Network-based models abstract the environment into nodes and links, where movement is simplified to navigating from one point to another along predefined paths, commonly used in large-scale scenarios like transportation networks.

Each method of movement representation has strengths and is chosen based on the environment's complexity, required accuracy and computational efficiency.

==Use==
Small-scale evacuation models are used to simulate and analyze how people evacuate buildings or outdoor environments in emergency situations. These models are essential tools for fire safety engineering, urban planning, and emergency preparedness. They help in assessing the effectiveness of building designs, evacuation routes, and safety procedures by representing how individuals or crowds move and behave during evacuations. They are commonly used in complex, high-occupancy environments like train or metro stations, shopping malls, arenas or stadiums, high-rise buildings, and residential or office buildings. These models play a crucial role in ensuring the safety and efficiency of evacuation procedures.
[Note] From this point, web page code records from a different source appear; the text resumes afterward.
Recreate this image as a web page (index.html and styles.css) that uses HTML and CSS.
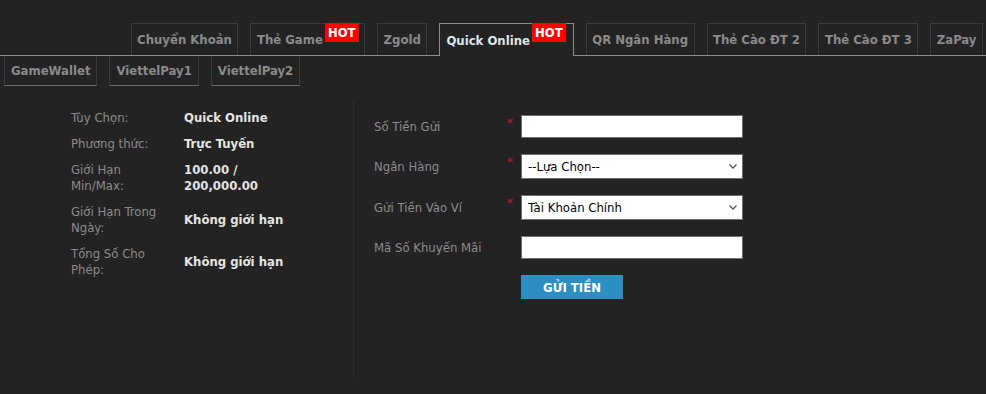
FILE: index.html
```html
<!DOCTYPE html>
<html lang="vi">
<head>
<meta charset="utf-8">
<title>Nạp tiền</title>
<link rel="stylesheet" href="styles.css">
</head>
<body>
<div class="tabs">
  <div class="tab-row top">
    <div class="tab">Chuyển Khoản</div>
    <div class="tab">Thẻ Game<span class="hot">HOT</span></div>
    <div class="tab">Zgold</div>
    <div class="tab active">Quick Online<span class="hot">HOT</span></div>
    <div class="tab">QR Ngân Hàng</div>
    <div class="tab">Thẻ Cào ĐT 2</div>
    <div class="tab">Thẻ Cào ĐT 3</div>
    <div class="tab">ZaPay</div>
  </div>
  <div class="tab-row bottom">
    <div class="tab2">GameWallet</div>
    <div class="tab2">ViettelPay1</div>
    <div class="tab2">ViettelPay2</div>
  </div>
</div>
<div class="content">
  <div class="info">
    <table class="info-table">
      <tr><td class="lbl">Tùy Chọn:</td><td class="val">Quick Online</td></tr>
      <tr><td class="lbl">Phương thức:</td><td class="val">Trực Tuyến</td></tr>
      <tr><td class="lbl">Giới Hạn<br>Min/Max:</td><td class="val">100.00 /<br>200,000.00</td></tr>
      <tr><td class="lbl">Giới Hạn Trong<br>Ngày:</td><td class="val">Không giới hạn</td></tr>
      <tr><td class="lbl">Tổng Số Cho<br>Phép:</td><td class="val">Không giới hạn</td></tr>
    </table>
  </div>
  <form class="form">
    <div class="frow">
      <label class="flabel">Số Tiền Gửi</label>
      <span class="req">*</span>
      <input class="field" type="text">
    </div>
    <div class="frow">
      <label class="flabel">Ngân Hàng</label>
      <span class="req">*</span>
      <select class="field sel"><option>--Lựa Chọn--</option></select>
    </div>
    <div class="frow">
      <label class="flabel">Gửi Tiền Vào Ví</label>
      <span class="req">*</span>
      <select class="field sel"><option>Tài Khoản Chính</option></select>
    </div>
    <div class="frow">
      <label class="flabel">Mã Số Khuyến Mãi</label>
      <span class="req"></span>
      <input class="field" type="text">
    </div>
    <div class="frow">
      <span class="flabel"></span>
      <span class="req"></span>
      <button class="btn" type="button">GỬI TIỀN</button>
    </div>
  </form>
</div>
</body>
</html>
```
FILE: styles.css
```css
html, body {
  margin: 0;
  padding: 0;
  background: #232323;
}
body {
  font-family: "DejaVu Sans Condensed", "DejaVu Sans", sans-serif;
  font-stretch: condensed;
  font-size: 13px;
  color: #8c8c8c;
  height: 394px;
  overflow: hidden;
}
.tab-row {
  display: flex;
  align-items: flex-start;
  gap: 12px;
}
.tab-row.top {
  justify-content: flex-end;
  padding: 23px 3px 0 0;
  border-bottom: 1px solid #8c8c8c;
  height: 32px;
}
.tab {
  box-sizing: border-box;
  height: 32px;
  display: flex;
  align-items: center;
  padding: 0 5.5px;
  border: 1px solid #3a3a3a;
  border-bottom: 0;
  font-weight: bold;
  color: #8a8a8a;
  white-space: nowrap;
}
.tab.active {
  height: 33px;
  margin-bottom: -1px;
  border-color: #8c8c8c;
  background: #232323;
  color: #dce4ec;
  padding: 0 7px 0 6px;
}
.hot {
  align-self: flex-start;
  margin: -1px 0 0 2px;
  height: 19px;
  line-height: 19px;
  padding: 0 3px;
  background: #ff0000;
  color: #ffffff;
  font-weight: bold;
}
.tab-row.bottom {
  padding-left: 4px;
}
.tab2 {
  box-sizing: border-box;
  height: 30px;
  display: flex;
  align-items: center;
  padding: 0 6px;
  border-left: 1px solid #3a3a3a;
  border-right: 1px solid #3a3a3a;
  border-bottom: 1px solid #6c6c6c;
  font-weight: bold;
  color: #8a8a8a;
}
.content {
  display: flex;
  margin-top: 14px;
}
.info {
  box-sizing: border-box;
  width: 354px;
  height: 278px;
  padding: 5px 0 0 71px;
  border-right: 1px solid #2f2f2f;
}
.info-table {
  border-collapse: collapse;
}
.info-table td {
  padding: 5px 0;
  line-height: 16px;
  vertical-align: middle;
}
.lbl {
  width: 113px;
  color: #8c8c8c;
}
.val {
  color: #e4e4e4;
  font-weight: bold;
}
.form {
  margin: 0;
  padding: 15px 0 0 20px;
  display: flex;
  flex-direction: column;
  gap: 16px;
}
.frow {
  display: flex;
  align-items: center;
}
.flabel {
  width: 133px;
  color: #8c8c8c;
}
.req {
  align-self: flex-start;
  width: 14px;
  line-height: 16px;
  color: #d0102a;
}
.field {
  box-sizing: border-box;
  width: 222px;
  height: 23px;
  margin: 0;
  border: 1px solid #6f6f6f;
  background: #ffffff;
  font-family: "DejaVu Sans Condensed", "DejaVu Sans", sans-serif;
  font-stretch: condensed;
  font-size: 13px;
  color: #000000;
}
.sel {
  height: 25px;
  padding: 0 0 0 6px;
  -webkit-appearance: none;
  appearance: none;
  background: #ffffff url("data:image/svg+xml,%3Csvg xmlns='http://www.w3.org/2000/svg' width='8' height='5' viewBox='0 0 8 5'%3E%3Cpath d='M0.5 0.5 L4 4 L7.5 0.5' fill='none' stroke='%23555' stroke-width='1.3'/%3E%3C/svg%3E") no-repeat right 5px center;
}
.btn {
  width: 102px;
  height: 24px;
  margin: 0;
  border: 0;
  background: #2b8fc1;
  color: #ffffff;
  font-family: "DejaVu Sans Condensed", "DejaVu Sans", sans-serif;
  font-stretch: condensed;
  font-weight: bold;
  font-size: 13px;
  padding: 0;
}
```
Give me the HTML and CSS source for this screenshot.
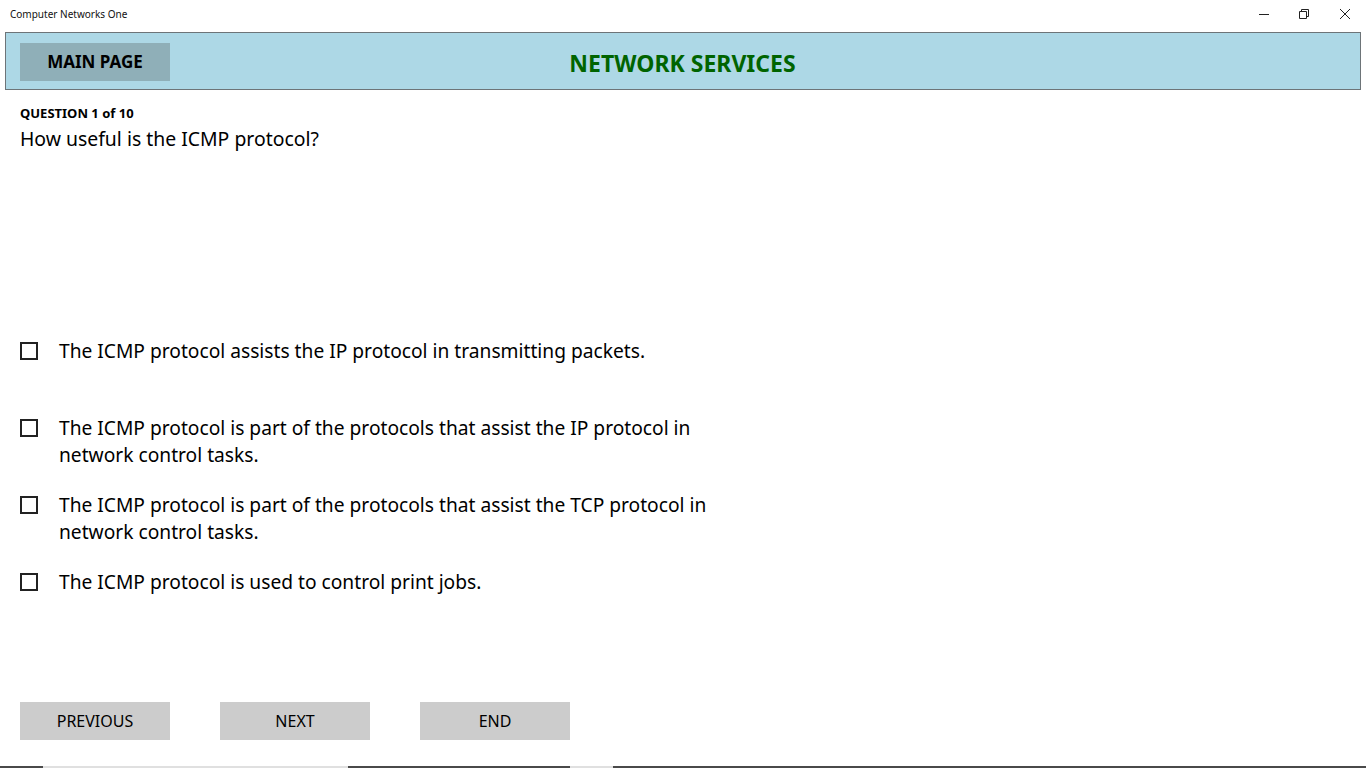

Their primary application is to ensure compliance with building codes and safety standards, particularly in structures where prescriptive fire regulations may not be easily met.

Large-scale evacuation models are primarily used by emergency management agencies, urban planners, transportation authorities, and event security teams to plan, simulate, and optimize evacuation strategies during disasters, industrial accidents, or large public events. These models are used to predict traffic flow, identify bottlenecks, and evaluate different evacuation routes or traffic management strategies. Event planners and security personnel also rely on evacuation models to ensure the safety of large crowds during mass gatherings, enabling them to plan efficient exits in case of emergencies. These models are also utilized by governments and civil protection agencies to develop evacuation plans for cities, ensuring that evacuation routes are effective under various emergency scenarios.